[start]

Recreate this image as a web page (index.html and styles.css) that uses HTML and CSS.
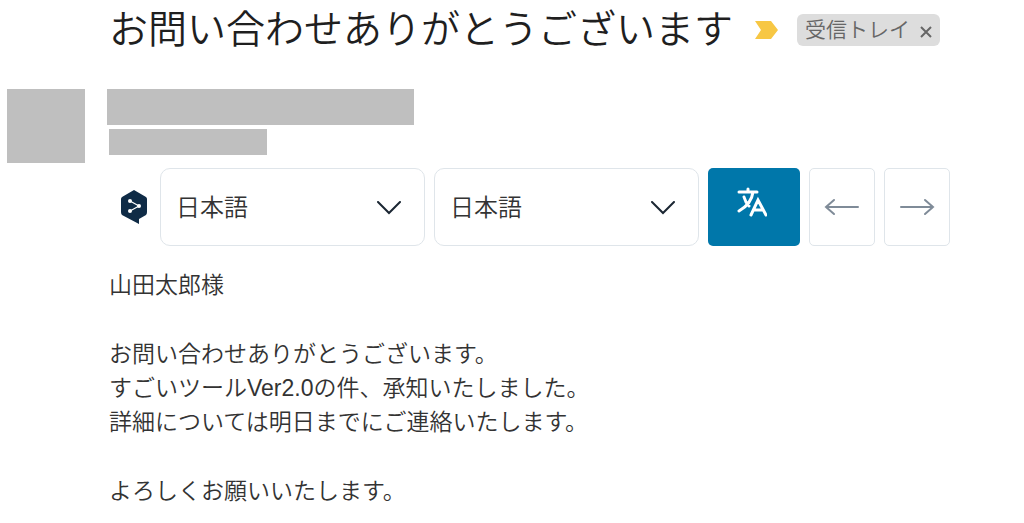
FILE: index.html
```
<!DOCTYPE html>
<html lang="ja">
	<head>
		<meta charset="utf-8">
		<title>お問い合わせありがとうございます</title>
		<link rel="stylesheet" href="styles.css">
	</head>
	<body>
		<header class="subject">
			<h1>お問い合わせありがとうございます</h1>
			<svg class="important" viewBox="0 0 24 20"><path d="M0 1H16L23 10L16 19H0L6 10Z" fill="#f7c744"/></svg>
			<span class="label">受信トレイ <button type="button" aria-label="ラベルを削除"><svg viewBox="0 0 12 12"><path d="M1 1L11 11M11 1L1 11"/></svg></button></span>
		</header>

		<main class="message">
			<div class="avatar"></div>
			<div class="content">
				<div class="sender"></div>
				<div class="recipient"></div>

				<div class="translator">
					<svg class="logo" viewBox="0 0 26 34">
						<path d="M13 0L25 7Q26 8 26 9V22Q26 24 25 25L18 29V34L1 25Q0 24 0 22V9Q0 8 1 7Z" fill="#0f2b46"/>
						<path d="M9 11L18 16L9 21" fill="none" stroke="#fff" stroke-width="1.200"/>
						<circle cx="9" cy="11" r="2" fill="#fff"/>
						<circle cx="18" cy="16" r="2" fill="#fff"/>
						<circle cx="9" cy="21" r="2" fill="#fff"/>
					</svg>
					<div class="language">
						<select aria-label="翻訳元の言語"><option>日本語</option></select>
						<svg viewBox="0 0 24 14"><path d="M1 1L12 12L23 1"/></svg>
					</div>
					<div class="language">
						<select aria-label="翻訳先の言語"><option>日本語</option></select>
						<svg viewBox="0 0 24 14"><path d="M1 1L12 12L23 1"/></svg>
					</div>
					<button type="button" class="translate" aria-label="翻訳">
						<svg viewBox="0 0 30 30"><path d="M2 5H20M11 2V5M16 5C15 13 9 20 2 24M7 10C8 14 9 16 12 19M14 28L21 13L29 28M17 23H26"/></svg>
					</button>
					<button type="button" class="arrow" aria-label="戻る">
						<svg viewBox="0 0 36 18"><path d="M34 9H2M10 2L2 9L10 16"/></svg>
					</button>
					<button type="button" class="arrow" aria-label="進む">
						<svg viewBox="0 0 36 18"><path d="M2 9H34M26 2L34 9L26 16"/></svg>
					</button>
				</div>

				<div class="body">
					<p>山田太郎様</p>
					<p>お問い合わせありがとうございます。<br>すごいツールVer2.0の件、承知いたしました。<br>詳細については明日までにご連絡いたします。</p>
					<p>よろしくお願いいたします。</p>
				</div>
			</div>
		</main>
	</body>
</html>
```
FILE: styles.css
```
* {
	box-sizing: border-box;
}
body {
	margin: 0;
	background: #fff;
	color: #333;
	font-family: "Liberation Sans", "Noto Sans CJK JP", sans-serif;
	font-weight: 350;
}
svg {
	display: block;
	flex: none;
}
button {
	padding: 0;
	cursor: pointer;
}
.subject {
	display: flex;
	align-items: center;
	height: 60px;
	padding-left: 109px;
}
.subject h1 {
	margin: 0;
	color: #1f1f1f;
	font-size: 39px;
	font-weight: 350;
	line-height: 56px;
	white-space: nowrap;
}
.important {
	width: 24px;
	height: 20px;
	margin: 0 18px 0 22px;
}
.label {
	display: flex;
	align-items: center;
	gap: 10px;
	height: 32px;
	padding: 0 8px;
	border-radius: 6px;
	background: #ddd;
	color: #666;
	font-size: 21px;
	line-height: 32px;
	white-space: nowrap;
}
.label button {
	border: 0;
	background: none;
}
.label svg {
	width: 12px;
	height: 12px;
	margin-top: 4px;
	fill: none;
	stroke: #666;
	stroke-width: 2;
}
.message {
	display: flex;
	gap: 22px;
	padding: 29px 74px 0 7px;
}
.avatar {
	flex: none;
	width: 78px;
	height: 74px;
	background: #bfbfbf;
}
.content {
	flex: 1;
}
.sender {
	width: 307px;
	height: 36px;
	background: #bfbfbf;
}
.recipient {
	width: 158px;
	height: 26px;
	margin: 4px 2px 13px;
	background: #bfbfbf;
}
.translator {
	display: flex;
	align-items: center;
	gap: 9px;
	height: 78px;
}
.logo {
	width: 26px;
	height: 34px;
	margin: 0 4px 0 14px;
}
.language {
	position: relative;
	flex: 1;
	height: 78px;
}
.language select {
	width: 100%;
	height: 100%;
	padding: 0 15px;
	border: 1px solid #dfe5ea;
	border-radius: 10px;
	background: #fff;
	color: #333;
	font-family: inherit;
	font-size: 24px;
	font-weight: inherit;
	appearance: none;
}
.language svg {
	position: absolute;
	top: 33px;
	right: 24px;
	width: 24px;
	height: 14px;
	fill: none;
	stroke: #1b2733;
	stroke-width: 2;
	stroke-linecap: round;
	pointer-events: none;
}
.translate {
	display: flex;
	justify-content: center;
	width: 92px;
	height: 78px;
	padding: 19px 4px 0 0;
	border: 0;
	border-radius: 5px;
	background: #0077aa;
}
.translate svg {
	width: 30px;
	height: 30px;
	fill: none;
	stroke: #fff;
	stroke-width: 3;
	stroke-linecap: round;
}
.arrow {
	display: flex;
	align-items: center;
	justify-content: center;
	width: 66px;
	height: 78px;
	border: 1px solid #dfe5ea;
	border-radius: 5px;
	background: #fff;
}
.arrow svg {
	width: 36px;
	height: 18px;
	fill: none;
	stroke: #7f8b98;
	stroke-width: 2;
	stroke-linecap: round;
}
.body {
	padding: 22px 0 0 2px;
	font-size: 23px;
	line-height: 34px;
}
.body p {
	margin: 0 0 35px;
}
.body p:last-child {
	margin: 0;
}
```
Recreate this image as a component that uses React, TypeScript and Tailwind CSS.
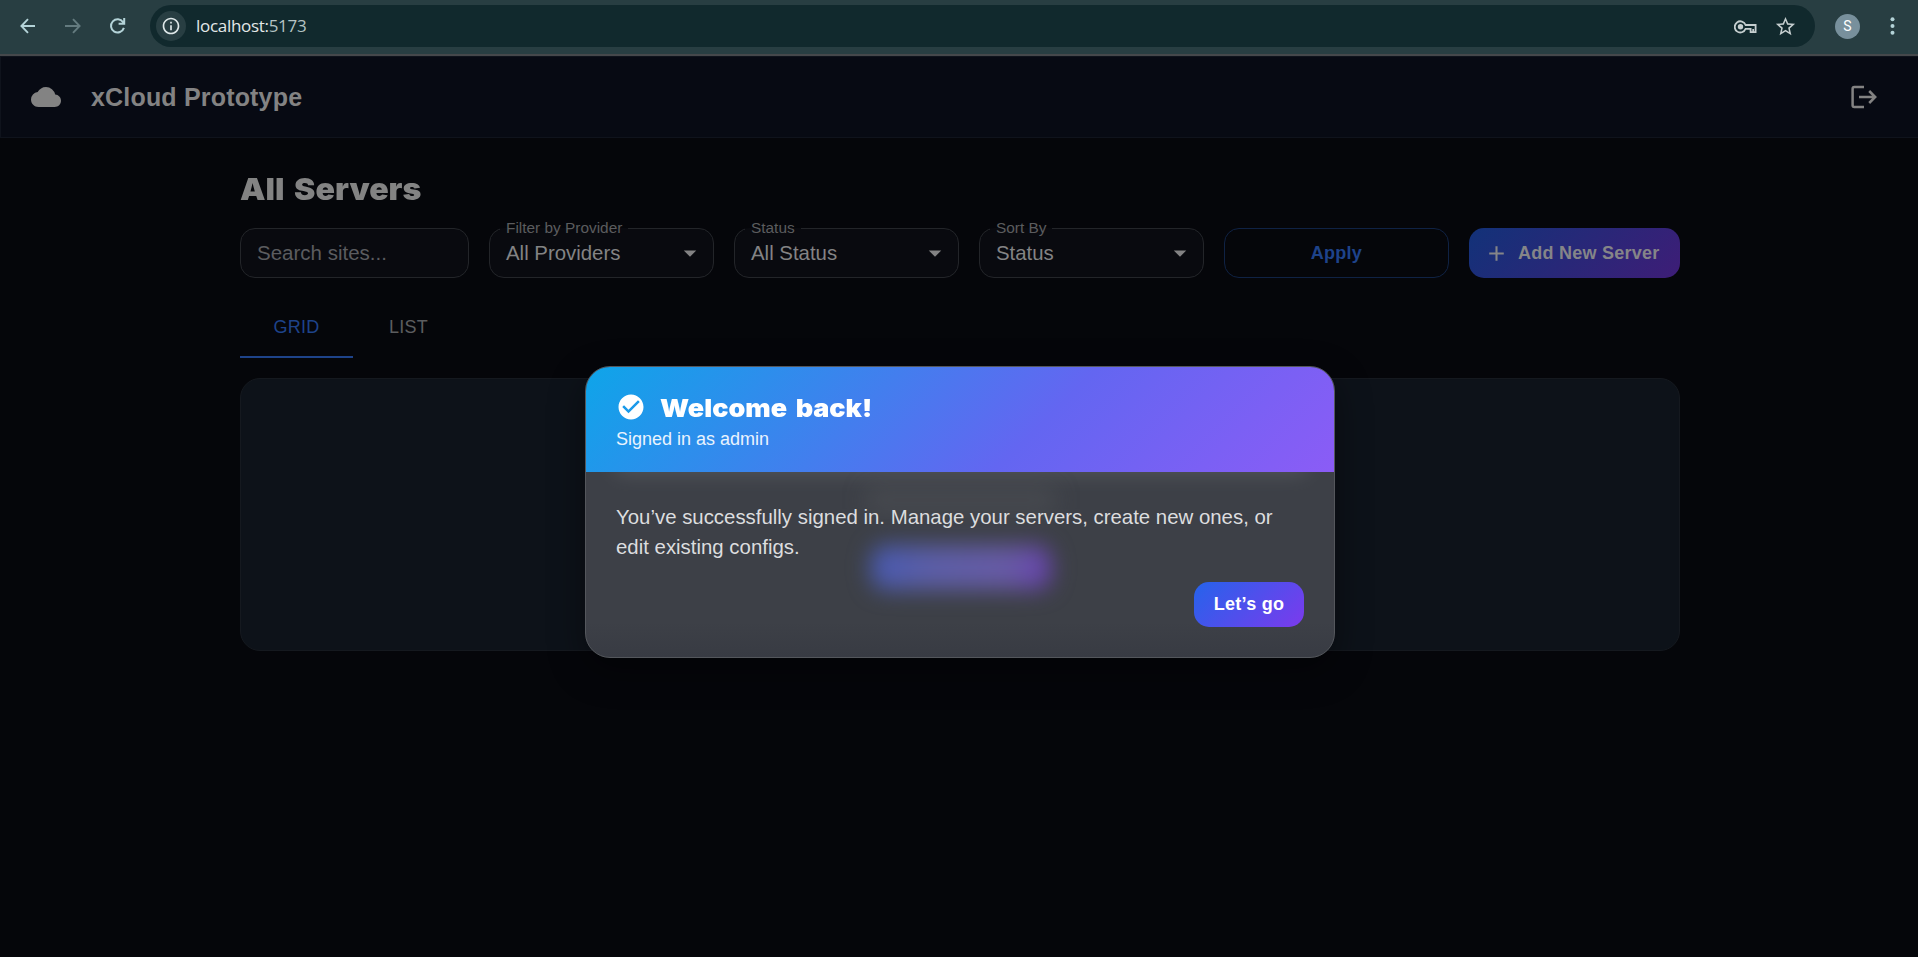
import React from "react";
import {
  MdInfoOutline,
  MdStarBorder,
  MdCloud,
  MdArrowDropDown,
  MdAdd,
  MdCheckCircle,
} from "react-icons/md";

function BrowserBar() {
  return (
    <div className="flex h-[56px] shrink-0 items-start border-b-2 border-[#45484b] bg-[#283e42] text-[#b4d3d8]">
      <div className="flex h-[52px] w-full items-center">
        <svg className="ml-[20px] size-[16px]" viewBox="0 0 16 16" fill="none" stroke="currentColor" strokeWidth="1.9">
          <path d="M15 8H1.6M8 1.2 1.4 8 8 14.8" />
        </svg>
        <svg className="ml-[29px] size-[16px] text-[#647b7f]" viewBox="0 0 16 16" fill="none" stroke="currentColor" strokeWidth="1.9">
          <path d="M0 8h14.4M8 1.2 14.6 8 8 14.8" />
        </svg>
        <svg className="ml-[28px] size-[18px]" viewBox="0 0 18 18" fill="none" stroke="currentColor" strokeWidth="2">
          <path d="M14.9 10.9A6.6 6.6 0 1 1 14.1 5.2L15 6.4M15.2 1v5.8H9.6" />
        </svg>
        <div className="ml-[23px] flex h-[42px] w-[1665px] items-center rounded-full bg-[#11292d] pl-[6px] pr-[18px]">
          <div className="flex size-[30px] items-center justify-center rounded-full bg-[#283e42] text-[#dfe8e9]">
            <MdInfoOutline className="size-[20px]" />
          </div>
          <div className="ml-[10px] flex-1 font-['Open_Sans','Noto_Sans',sans-serif] text-[17px] tracking-[-0.3px] text-[#e3e8e8]">
            localhost:<span className="text-[#b5c3c4]">5173</span>
          </div>
          <svg className="mt-[1px] h-[14px] w-[23px] text-[#c5cecf]" viewBox="0 0 23 14" fill="none" stroke="currentColor" strokeWidth="1.8">
            <path d="M11.6 5A5.6 5.6 0 1 0 11.6 8.8H16.6V12.2H21.6V5Z" />
            <circle cx="6.5" cy="6.8" r="2.7" fill="currentColor" stroke="none" />
            <path d="M19.2 9v3" />
          </svg>
          <MdStarBorder className="ml-[17px] size-[23px] text-[#c5cecf]" />
        </div>
        <div className="ml-[20px] flex size-[25px] items-center justify-center rounded-full bg-[#78909c] font-['Roboto',sans-serif] text-[14px] text-white">
          S
        </div>
        <svg className="ml-[30px] h-[18px] w-[5px]" viewBox="0 0 5 18" fill="currentColor">
          <circle cx="2.5" cy="2.2" r="2" />
          <circle cx="2.5" cy="9" r="2" />
          <circle cx="2.5" cy="15.8" r="2" />
        </svg>
      </div>
    </div>
  );
}

function SelectField({ label, value }: { label: string; value: string }) {
  return (
    <fieldset className="-mt-[9px] h-[59px] w-[225px] min-w-0 rounded-[15px] border border-[#232529] bg-[#090a0f] px-[10px]">
      <legend className="h-[18px] px-[6px] text-[15.4px] leading-[17px] text-[#5b5c5e]">{label}</legend>
      <div className="-mt-[1px] flex h-[34px] items-center justify-between pl-[6px] text-[20.4px] text-[#838384]">
        {value}
        <MdArrowDropDown className="-mr-[2px] size-[30px]" />
      </div>
    </fieldset>
  );
}

function Dialog() {
  return (
    <div className="absolute left-[585px] top-[366px] flex h-[292px] w-[750px] flex-col overflow-hidden rounded-[25px] border border-[#54575c] bg-[linear-gradient(180deg,#3d4047_0%,#3d4047_88%,#383b43_100%)]">
      <div className="flex h-[105px] shrink-0 flex-col bg-[linear-gradient(135deg,#0ea5e9_0%,#6366f1_60%,#8b5cf6_100%)] pl-[30px] pt-[24px] text-white">
        <div className="flex h-[32px] items-center">
          <MdCheckCircle className="size-[30px]" />
          <span className="ml-[14px] mt-[2px] origin-left scale-x-[1.078] font-['Inter',sans-serif] text-[25px] font-black leading-[32px] [word-spacing:3px]">
            Welcome back!
          </span>
        </div>
        <div className="mt-[1px] h-[28px] text-[18px] leading-[30px] text-[#e9f3fe]">Signed in as admin</div>
      </div>
      <div className="relative flex-1 overflow-hidden px-[30px] pt-[30px]">
        <div className="absolute left-[30px] top-[-20px] h-[22px] w-[690px] bg-[#6a6c70] opacity-50 blur-[10px]" />
        <div className="absolute left-[280px] top-[15px] h-[26px] w-[190px] bg-[#5c5e61] opacity-35 blur-[12px]" />
        <div className="absolute left-[285px] top-[73px] h-[45px] w-[180px] rounded-[15px] bg-[linear-gradient(100deg,#4659b0,#5c5ea6_35%,#675aa4_75%,#673fae)] blur-[11px]" />
        <p className="relative whitespace-nowrap text-[20.4px] leading-[30px] text-[#dcdddf]">
          You’ve successfully signed in. Manage your servers, create new ones, or
          <br />
          edit existing configs.
        </p>
        <div className="relative mt-[20px] flex justify-end">
          <button className="h-[45px] w-[110px] rounded-[15px] bg-[linear-gradient(135deg,#2563eb,#7c3aed)] text-[18px] font-bold tracking-[0.25px] text-white">
            Let’s go
          </button>
        </div>
      </div>
    </div>
  );
}

export default function App() {
  return (
    <div className="relative flex h-[957px] w-[1918px] flex-col overflow-hidden bg-[#05060a] font-['Liberation_Sans',Arial,sans-serif]">
      <BrowserBar />
      <header className="flex h-[82px] shrink-0 items-center border-y border-l border-[#0f131c] bg-[#070a13] pl-[30px] pr-[41px] text-[#838383]">
        <MdCloud className="size-[30px]" />
        <h1 className="ml-[30px] flex-1 text-[25px] font-bold leading-none tracking-[0.18px]">xCloud Prototype</h1>
        <svg className="h-[24px] w-[27px]" viewBox="0 0 27 24" fill="none" stroke="currentColor" strokeWidth="2.5">
          <path d="M14 2H4.3Q2.6 2 2.6 3.8V20.2Q2.6 22 4.3 22H14" />
          <path d="M9 12H25M19.2 6 25.2 12 19.2 18" />
        </svg>
      </header>
      <main className="ml-[240px] flex w-[1440px] flex-col">
        <h2 className="mt-[31px] h-[40px] origin-left scale-x-[1.07] font-['Inter',sans-serif] text-[30px] font-black leading-[40px] text-[#838383] [word-spacing:3px]">
          All Servers
        </h2>
        <div className="mt-[19px] flex h-[50px] items-start gap-[20px] font-normal">
          <div className="flex h-[50px] w-[229px] items-center rounded-[15px] border border-[#232529] bg-[#090a0f] pl-[16px] text-[20.5px] text-[#5b5c5f]">
            Search sites...
          </div>
          <SelectField label="Filter by Provider" value="All Providers" />
          <SelectField label="Status" value="All Status" />
          <SelectField label="Sort By" value="Status" />
          <button className="h-[50px] w-[225px] rounded-[15px] border border-[#0f2244] text-[18px] font-bold tracking-[0.25px] text-[#1e438a]">
            Apply
          </button>
          <button className="flex h-[50px] w-[211px] items-center rounded-[15px] bg-[linear-gradient(135deg,#123279,#3e1d77)] pl-[15px] text-[18px] font-bold tracking-[0.25px] text-[#858588]">
            <MdAdd className="size-[25px]" />
            <span className="ml-[9px] whitespace-nowrap">Add New Server</span>
          </button>
        </div>
        <div className="mt-[20px] flex h-[60px] text-[18px] tracking-[0.2px] text-[#5c5d5f]">
          <div className="flex w-[113px] items-center justify-center border-b-2 border-[#1e438a] text-[#1e438a]">GRID</div>
          <div className="flex w-[111px] items-center justify-center pb-[2px]">LIST</div>
        </div>
        <section className="mt-[20px] h-[273px] rounded-[20px] border border-[#15191f] bg-[#0d1219]" />
      </main>
      <div className="absolute left-[585px] top-[366px] h-[292px] w-[750px] rounded-[25px] shadow-[0_12px_36px_0_rgba(0,0,0,0.4)]" />
      <Dialog />
    </div>
  );
}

[end]

What you have to do: Gather all lines where the word "that" appears.

Task result:
Recreate this image as a web page (index.html and styles.css) that uses HTML and CSS.
Recreate this image as a component that uses React, TypeScript and Tailwind CSS.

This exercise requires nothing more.